## Source excerpt

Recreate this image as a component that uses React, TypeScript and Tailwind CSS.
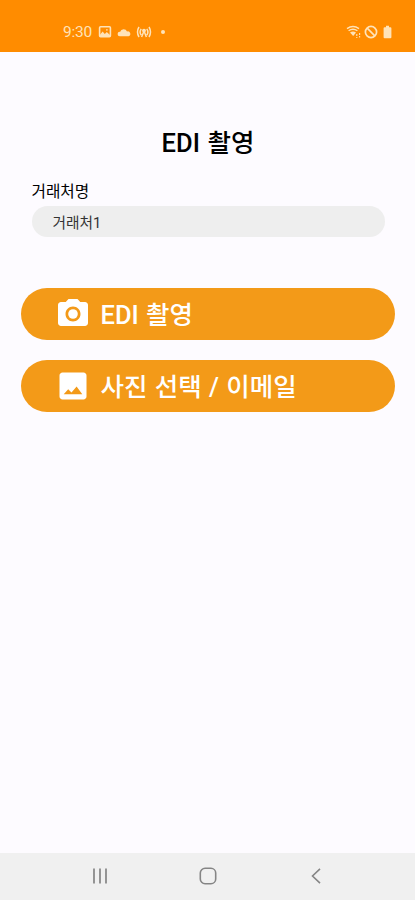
import React from 'react';

interface ActionButtonProps {
  icon: React.ReactNode;
  label: string;
}

const CameraIcon: React.FC = () => (
  <svg viewBox="0 0 24 24" fill="currentColor" className="h-9 w-9 shrink-0">
    <circle cx="12" cy="12" r="3.2" />
    <path d="M9 2 7.17 4H4c-1.1 0-2 .9-2 2v12c0 1.1.9 2 2 2h16c1.1 0 2-.9 2-2V6c0-1.1-.9-2-2-2h-3.17L15 2H9zm3 15c-2.76 0-5-2.24-5-5s2.24-5 5-5 5 2.24 5 5-2.24 5-5 5z" />
  </svg>
);

const PhotoIcon: React.FC = () => (
  <svg viewBox="0 0 24 24" fill="currentColor" className="h-9 w-9 shrink-0">
    <path d="M21 19V5c0-1.1-.9-2-2-2H5c-1.1 0-2 .9-2 2v14c0 1.1.9 2 2 2h14c1.1 0 2-.9 2-2zM8.8 14.2l2.2 2.2L14.4 12.300l3.800 5.200H5.800l3-3.300z" />
  </svg>
);

const StatusBar: React.FC = () => (
  <header className="flex h-[52px] items-center justify-between bg-[#ff8c00] pt-[12px] pr-[23px] pl-[63px] text-[#ffe3b8]">
    <div className="flex items-center">
      <span className="w-[35px] text-[15.5px] leading-5 tracking-[-0.2px]">9:30</span>
      <svg viewBox="0 0 14 14" className="h-[14px] w-[14px]" fill="none" stroke="currentColor" strokeWidth="1.6">
        <rect x="1.6" y="1.8" width="10.8" height="10" rx="1" />
        <path d="M2 11.5V9.8l2.6-3.2 2.2 2.4 2-2 3.2 3v1.5z" fill="currentColor" stroke="none" />
        <circle cx="8.9" cy="4.9" r=".8" fill="currentColor" stroke="none" />
      </svg>
      <svg viewBox="0 0 14 10" className="ml-[5px] h-[10px] w-[14px]" fill="currentColor">
        <path d="M2.8 9.2a2.2 2.2 0 0 1 0-4.4h.4A3.6 3.6 0 0 1 10 4.5a2.4 2.4 0 0 1 1.6 4.7z" />
      </svg>
      <svg viewBox="0 0 16 14" className="ml-[5px] h-[14px] w-[16px]" fill="none" stroke="currentColor" strokeWidth="1.5">
        <path d="M3 2Q0 7 3 12M13 2q3 5 0 10M5.2 3.8q-2.2 3.2 0 6.4M10.8 3.8q2.2 3.2 0 6.4M5.6 12 8 6l2.4 6" />
        <circle cx="8" cy="5.6" r="1.2" fill="currentColor" />
      </svg>
      <span className="ml-[9px] h-1 w-1 rounded-full bg-[#ffe3b8]" />
    </div>
    <div className="flex items-center">
      <svg viewBox="0 0 16 14" className="h-[14px] w-[16px]" fill="none" stroke="currentColor" strokeWidth="1.4">
        <path d="M1 3.6q6-4.2 12 0M2.600 5.800q4.400-3.200 8.800 0" />
        <path d="M4 7.600Q7 5.600 10 7.600L7.200 11z" fill="currentColor" stroke="none" />
        <path d="M10.800 9v4M13.600 8v4.500" strokeWidth="1.1" strokeDasharray="2 1" />
      </svg>
      <svg viewBox="0 0 14 14" className="ml-[2px] h-[14px] w-[14px]" fill="none" stroke="currentColor" strokeWidth="1.7">
        <circle cx="7" cy="7" r="5.6" />
        <path d="m3.200 3.200 7.600 7.600" />
      </svg>
      <svg viewBox="0 0 9 14" className="ml-[5px] h-[14px] w-[9px]" fill="currentColor">
        <path d="M3 .8h3v1.400h1.400q1 0 1 1v9q0 1-1 1H1.600q-1 0-1-1v-9q0-1 1-1H3z" />
      </svg>
    </div>
  </header>
);

const ActionButton: React.FC<ActionButtonProps> = ({ icon, label }) => (
  <button className="flex h-[52px] w-full items-center rounded-full bg-[#f39a18] pl-[34px] text-white">
    {icon}
    <span className="ml-[9.5px] pt-[3px] text-[25.5px] leading-8 font-medium [word-spacing:1px]">{label}</span>
  </button>
);

const NavigationBar: React.FC = () => (
  <nav className="flex h-[47px] items-center justify-between bg-[#f0f0f0] pr-[91px] pb-[2px] pl-[92px] text-[#858585]">
    <svg viewBox="0 0 16 16" className="h-4 w-4" fill="none" stroke="currentColor" strokeWidth="1.7">
      <path d="M2 .5v15M8 .5v15M14 .5v15" />
    </svg>
    <svg viewBox="0 0 18 18" className="h-[18px] w-[18px]" fill="none" stroke="currentColor" strokeWidth="1.6">
      <rect x="1.300" y="1.300" width="15.400" height="15.400" rx="4.800" />
    </svg>
    <svg viewBox="0 0 16 16" className="h-4 w-4" fill="none" stroke="currentColor" strokeWidth="1.6">
      <path d="M12 .8 4.500 8l7.500 7.200" />
    </svg>
  </nav>
);

const App: React.FC = () => {
  return (
    <div className="flex h-[900px] w-full flex-col bg-[#fdfbff] font-[Roboto,'Noto_Sans_CJK_KR',sans-serif] text-black">
      <StatusBar />
      <main className="flex-1 pt-[75px] pr-[20px] pl-[21px]">
        <h1 className="text-center text-[25.5px] leading-8 font-medium [word-spacing:1.3px]">EDI 촬영</h1>
        <div className="mt-[23px] pr-[10px] pl-[10.5px]">
          <label htmlFor="client" className="block text-[15.7px] leading-5">거래처명</label>
          <input
            id="client"
            defaultValue="거래처1"
            className="mt-1 block h-[31px] w-full rounded-full bg-[#eeeeee] pb-px pl-[21px] text-[14.7px] text-[#333333] outline-none"
          />
        </div>
        <div className="mt-[50.5px] flex flex-col gap-5">
          <ActionButton icon={<CameraIcon />} label="EDI 촬영" />
          <ActionButton icon={<PhotoIcon />} label="사진 선택 / 이메일" />
        </div>
      </main>
      <NavigationBar />
    </div>
  );
};

export default App;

## Requirement
Copy out each line of the data where the string "React" appears.

## Reply to the task
Recreate this image as a component that uses React, TypeScript and Tailwind CSS.
import React from 'react';
  icon: React.ReactNode;
const CameraIcon: React.FC = () => (
const PhotoIcon: React.FC = () => (
const StatusBar: React.FC = () => (
const ActionButton: React.FC<ActionButtonProps> = ({ icon, label }) => (
const NavigationBar: React.FC = () => (
const App: React.FC = () => {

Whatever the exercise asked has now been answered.